- [Given material]:
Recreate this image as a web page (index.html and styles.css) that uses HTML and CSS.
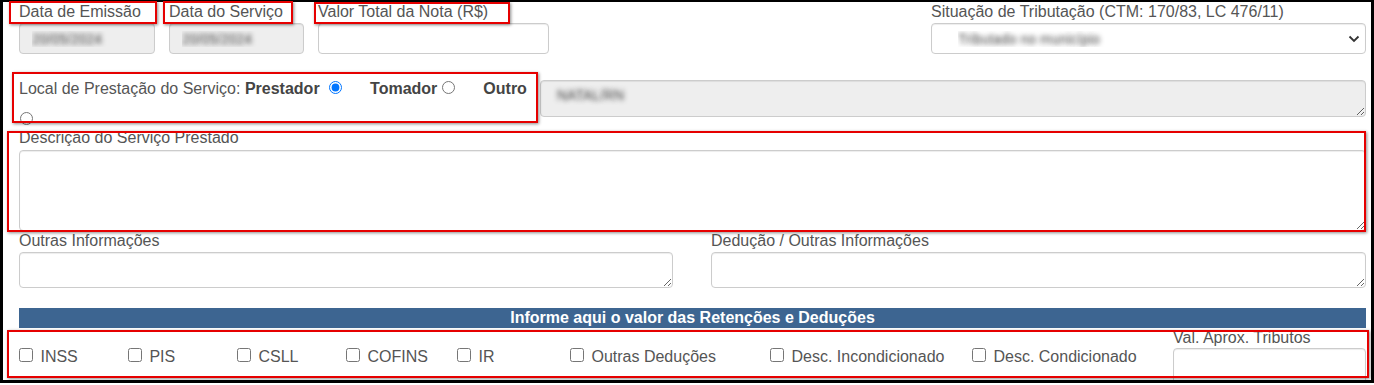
FILE: index.html
```html
<!DOCTYPE html>
<html lang="pt-BR">
<head>
  <meta charset="UTF-8" />
  <title>Emissão de Nota</title>
  <link rel="stylesheet" href="styles.css">
</head>
<body>
  <div class="frame">
    <div class="form">
      <!-- linha 1: datas, valor e situação -->
      <div class="row-top">
        <div class="field f-emissao">
          <label>Data de Emissão</label>
          <input class="ctl ctl-off blur" readonly value="20/05/2024">
        </div>
        <div class="field f-servico">
          <label>Data do Serviço</label>
          <input class="ctl ctl-off blur" readonly value="20/05/2024">
        </div>
        <div class="field f-valor">
          <label>Valor Total da Nota (R$)</label>
          <input class="ctl">
        </div>
        <div class="field f-situacao">
          <label>Situação de Tributação (CTM: 170/83, LC 476/11)</label>
          <div class="select-wrap">
            <select class="ctl blur">
              <option>Tributado no município</option>
            </select>
            <svg class="chevron" width="12" height="8" viewBox="0 0 12 8">
              <polyline points="1.5,1.5 6,6 10.5,1.5" fill="none" stroke="#333" stroke-width="1.8"/>
            </svg>
          </div>
        </div>
      </div>

      <!-- linha 2: local de prestação -->
      <div class="row-local">
        <div class="local">Local de Prestação do Serviço: <b>Prestador</b> <input type="radio" name="local" checked><b class="opt">Tomador</b><input type="radio" name="local"><b class="opt">Outro</b> <input type="radio" name="local" class="r-last"></div>
        <textarea class="ctl ctl-off blur ta-local" readonly>NATAL/RN</textarea>
      </div>

      <div class="field f-desc">
        <label>Descrição do Serviço Prestado</label>
        <textarea class="ctl ta-desc"></textarea>
      </div>

      <div class="row-info">
        <div class="field">
          <label>Outras Informações</label>
          <textarea class="ctl ta-info"></textarea>
        </div>
        <div class="field">
          <label>Dedução / Outras Informações</label>
          <textarea class="ctl ta-info"></textarea>
        </div>
      </div>

      <div class="bar">Informe aqui o valor das Retenções e Deduções</div>

      <!-- retenções -->
      <div class="row-ret">
        <label class="chk"><input type="checkbox"> INSS</label>
        <label class="chk"><input type="checkbox"> PIS</label>
        <label class="chk"><input type="checkbox"> CSLL</label>
        <label class="chk"><input type="checkbox"> COFINS</label>
        <label class="chk"><input type="checkbox"> IR</label>
        <label class="chk"><input type="checkbox"> Outras Deduções</label>
        <label class="chk"><input type="checkbox"> Desc. Incondicionado</label>
        <label class="chk"><input type="checkbox"> Desc. Condicionado</label>
        <div class="field f-aprox">
          <label>Val. Aprox. Tributos</label>
          <input class="ctl ctl-tall">
        </div>
      </div>
    </div>

    <!-- marcações em vermelho -->
    <div class="mark m1"></div>
    <div class="mark m2"></div>
    <div class="mark m3"></div>
    <div class="mark m4"></div>
    <div class="mark m5"></div>
    <div class="mark m6"></div>
  </div>
</body>
</html>
```

FILE: styles.css
```css
body {
  margin: 0;
  background: #fff;
  font-family: 'Liberation Sans', Arial, sans-serif;
  font-size: 16px;
  color: #555;
}
/* --- moldura --- */
.frame {
  position: relative;
  width: 1368px;
  height: 378px;
  border-top: 2px solid #000;
  border-left: 3px solid #000;
  border-right: 3px solid #000;
  border-bottom: 3px solid #000;
}
.form {
  height: 378px;
  overflow: hidden;
  padding: 0 5px 0 16px;
}
.field label {
  display: block;
  line-height: 20px;
  height: 21px;
  white-space: nowrap;
}
/* --- controles --- */
.ctl {
  display: block;
  width: 100%;
  box-sizing: border-box;
  height: 31px;
  margin: 0;
  padding: 4px 12px;
  border: 1px solid #ccc;
  border-radius: 4px;
  box-shadow: inset 0 1px 1px rgba(0,0,0,.075);
  background: #fff;
  font-family: 'Liberation Sans', Arial, sans-serif;
  font-size: 14px;
  color: #555;
  outline: none;
}
.ctl-off {
  background: #eee;
}
.blur {
  color: transparent;
  text-shadow: 0 0 5px rgba(60,60,60,.95);
}
textarea.ctl {
  resize: vertical;
}
/* --- linha 1 --- */
.row-top {
  display: flex;
  gap: 14px;
}
.f-emissao { width: 136px; }
.f-servico { width: 135px; }
.f-valor { width: 231px; }
.f-situacao {
  width: 435px;
  margin-left: auto;
}
.select-wrap {
  position: relative;
}
.select-wrap select {
  appearance: none;
  padding-left: 26px;
}
.chevron {
  position: absolute;
  right: 6px;
  top: 12px;
}
/* --- linha 2 --- */
.row-local {
  display: flex;
  margin-top: 19px;
  height: 55px;
}
.local {
  width: 521px;
  flex-shrink: 0;
  line-height: 31px;
}
.local b {
  color: #444;
}
.local input[type=radio] {
  margin: 3px 3px 0 5px;
}
.local .opt {
  margin-left: 25px;
}
.local input.r-last {
  margin-left: 1px;
}
.ta-local {
  flex: 1;
  height: 37px;
  margin-top: 7px;
  padding-left: 16px;
  padding-top: 6px;
}
/* --- descrição --- */
.f-desc label {
  height: 22px;
}
.ta-desc {
  height: 81px;
}
.row-info {
  display: grid;
  grid-template-columns: 654px 655px;
  column-gap: 38px;
}
.ta-info {
  height: 36px;
}
/* --- barra --- */
.bar {
  margin-top: 20px;
  height: 20px;
  line-height: 20px;
  background: #3d6591;
  color: #fff;
  font-weight: bold;
  text-align: center;
}
/* --- retenções --- */
.row-ret {
  display: grid;
  grid-template-columns: 109px 109px 109px 111px 113px 200px 202px 201px 193px;
  align-items: start;
}
.chk {
  margin-top: 17px;
  line-height: 20px;
  white-space: nowrap;
}
.chk input {
  width: 14px;
  height: 14px;
  margin: 3px 3px 3px 0;
}
.f-aprox label {
  height: 20px;
}
.field .ctl-tall {
  height: 36px;
}
/* --- marcações --- */
.mark {
  position: absolute;
  border: 2px solid #e60000;
  box-shadow: 1px 1px 3px rgba(0,0,0,.45);
  box-sizing: border-box;
}
.m1 { left: 6px; top: -1px; width: 148px; height: 23px; }
.m2 { left: 160px; top: -1px; width: 130px; height: 23px; }
.m3 { left: 311px; top: 0; width: 196px; height: 22px; }
.m4 { left: 9px; top: 70px; width: 526px; height: 51px; }
.m5 { left: 4px; top: 129px; width: 1359px; height: 101px; }
.m6 { left: 4px; top: 328px; width: 1362px; height: 48px; }
```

- [The problem]: Set the listing down in full and exactly. Pictures within it should not appear in the copy.

- [Response to the task]:
Recreate this image as a web page (index.html and styles.css) that uses HTML and CSS.
FILE: index.html
```html
<!DOCTYPE html>
<html lang="pt-BR">
<head>
  <meta charset="UTF-8" />
  <title>Emissão de Nota</title>
  <link rel="stylesheet" href="styles.css">
</head>
<body>
  <div class="frame">
    <div class="form">
      <!-- linha 1: datas, valor e situação -->
      <div class="row-top">
        <div class="field f-emissao">
          <label>Data de Emissão</label>
          <input class="ctl ctl-off blur" readonly value="20/05/2024">
        </div>
        <div class="field f-servico">
          <label>Data do Serviço</label>
          <input class="ctl ctl-off blur" readonly value="20/05/2024">
        </div>
        <div class="field f-valor">
          <label>Valor Total da Nota (R$)</label>
          <input class="ctl">
        </div>
        <div class="field f-situacao">
          <label>Situação de Tributação (CTM: 170/83, LC 476/11)</label>
          <div class="select-wrap">
            <select class="ctl blur">
              <option>Tributado no município</option>
            </select>
            <svg class="chevron" width="12" height="8" viewBox="0 0 12 8">
              <polyline points="1.5,1.5 6,6 10.5,1.5" fill="none" stroke="#333" stroke-width="1.8"/>
            </svg>
          </div>
        </div>
      </div>

      <!-- linha 2: local de prestação -->
      <div class="row-local">
        <div class="local">Local de Prestação do Serviço: <b>Prestador</b> <input type="radio" name="local" checked><b class="opt">Tomador</b><input type="radio" name="local"><b class="opt">Outro</b> <input type="radio" name="local" class="r-last"></div>
        <textarea class="ctl ctl-off blur ta-local" readonly>NATAL/RN</textarea>
      </div>

      <div class="field f-desc">
        <label>Descrição do Serviço Prestado</label>
        <textarea class="ctl ta-desc"></textarea>
      </div>

      <div class="row-info">
        <div class="field">
          <label>Outras Informações</label>
          <textarea class="ctl ta-info"></textarea>
        </div>
        <div class="field">
          <label>Dedução / Outras Informações</label>
          <textarea class="ctl ta-info"></textarea>
        </div>
      </div>

      <div class="bar">Informe aqui o valor das Retenções e Deduções</div>

      <!-- retenções -->
      <div class="row-ret">
        <label class="chk"><input type="checkbox"> INSS</label>
        <label class="chk"><input type="checkbox"> PIS</label>
        <label class="chk"><input type="checkbox"> CSLL</label>
        <label class="chk"><input type="checkbox"> COFINS</label>
        <label class="chk"><input type="checkbox"> IR</label>
        <label class="chk"><input type="checkbox"> Outras Deduções</label>
        <label class="chk"><input type="checkbox"> Desc. Incondicionado</label>
        <label class="chk"><input type="checkbox"> Desc. Condicionado</label>
        <div class="field f-aprox">
          <label>Val. Aprox. Tributos</label>
          <input class="ctl ctl-tall">
        </div>
      </div>
    </div>

    <!-- marcações em vermelho -->
    <div class="mark m1"></div>
    <div class="mark m2"></div>
    <div class="mark m3"></div>
    <div class="mark m4"></div>
    <div class="mark m5"></div>
    <div class="mark m6"></div>
  </div>
</body>
</html>
```

FILE: styles.css
```css
body {
  margin: 0;
  background: #fff;
  font-family: 'Liberation Sans', Arial, sans-serif;
  font-size: 16px;
  color: #555;
}
/* --- moldura --- */
.frame {
  position: relative;
  width: 1368px;
  height: 378px;
  border-top: 2px solid #000;
  border-left: 3px solid #000;
  border-right: 3px solid #000;
  border-bottom: 3px solid #000;
}
.form {
  height: 378px;
  overflow: hidden;
  padding: 0 5px 0 16px;
}
.field label {
  display: block;
  line-height: 20px;
  height: 21px;
  white-space: nowrap;
}
/* --- controles --- */
.ctl {
  display: block;
  width: 100%;
  box-sizing: border-box;
  height: 31px;
  margin: 0;
  padding: 4px 12px;
  border: 1px solid #ccc;
  border-radius: 4px;
  box-shadow: inset 0 1px 1px rgba(0,0,0,.075);
  background: #fff;
  font-family: 'Liberation Sans', Arial, sans-serif;
  font-size: 14px;
  color: #555;
  outline: none;
}
.ctl-off {
  background: #eee;
}
.blur {
  color: transparent;
  text-shadow: 0 0 5px rgba(60,60,60,.95);
}
textarea.ctl {
  resize: vertical;
}
/* --- linha 1 --- */
.row-top {
  display: flex;
  gap: 14px;
}
.f-emissao { width: 136px; }
.f-servico { width: 135px; }
.f-valor { width: 231px; }
.f-situacao {
  width: 435px;
  margin-left: auto;
}
.select-wrap {
  position: relative;
}
.select-wrap select {
  appearance: none;
  padding-left: 26px;
}
.chevron {
  position: absolute;
  right: 6px;
  top: 12px;
}
/* --- linha 2 --- */
.row-local {
  display: flex;
  margin-top: 19px;
  height: 55px;
}
.local {
  width: 521px;
  flex-shrink: 0;
  line-height: 31px;
}
.local b {
  color: #444;
}
.local input[type=radio] {
  margin: 3px 3px 0 5px;
}
.local .opt {
  margin-left: 25px;
}
.local input.r-last {
  margin-left: 1px;
}
.ta-local {
  flex: 1;
  height: 37px;
  margin-top: 7px;
  padding-left: 16px;
  padding-top: 6px;
}
/* --- descrição --- */
.f-desc label {
  height: 22px;
}
.ta-desc {
  height: 81px;
}
.row-info {
  display: grid;
  grid-template-columns: 654px 655px;
  column-gap: 38px;
}
.ta-info {
  height: 36px;
}
/* --- barra --- */
.bar {
  margin-top: 20px;
  height: 20px;
  line-height: 20px;
  background: #3d6591;
  color: #fff;
  font-weight: bold;
  text-align: center;
}
/* --- retenções --- */
.row-ret {
  display: grid;
  grid-template-columns: 109px 109px 109px 111px 113px 200px 202px 201px 193px;
  align-items: start;
}
.chk {
  margin-top: 17px;
  line-height: 20px;
  white-space: nowrap;
}
.chk input {
  width: 14px;
  height: 14px;
  margin: 3px 3px 3px 0;
}
.f-aprox label {
  height: 20px;
}
.field .ctl-tall {
  height: 36px;
}
/* --- marcações --- */
.mark {
  position: absolute;
  border: 2px solid #e60000;
  box-shadow: 1px 1px 3px rgba(0,0,0,.45);
  box-sizing: border-box;
}
.m1 { left: 6px; top: -1px; width: 148px; height: 23px; }
.m2 { left: 160px; top: -1px; width: 130px; height: 23px; }
.m3 { left: 311px; top: 0; width: 196px; height: 22px; }
.m4 { left: 9px; top: 70px; width: 526px; height: 51px; }
.m5 { left: 4px; top: 129px; width: 1359px; height: 101px; }
.m6 { left: 4px; top: 328px; width: 1362px; height: 48px; }
```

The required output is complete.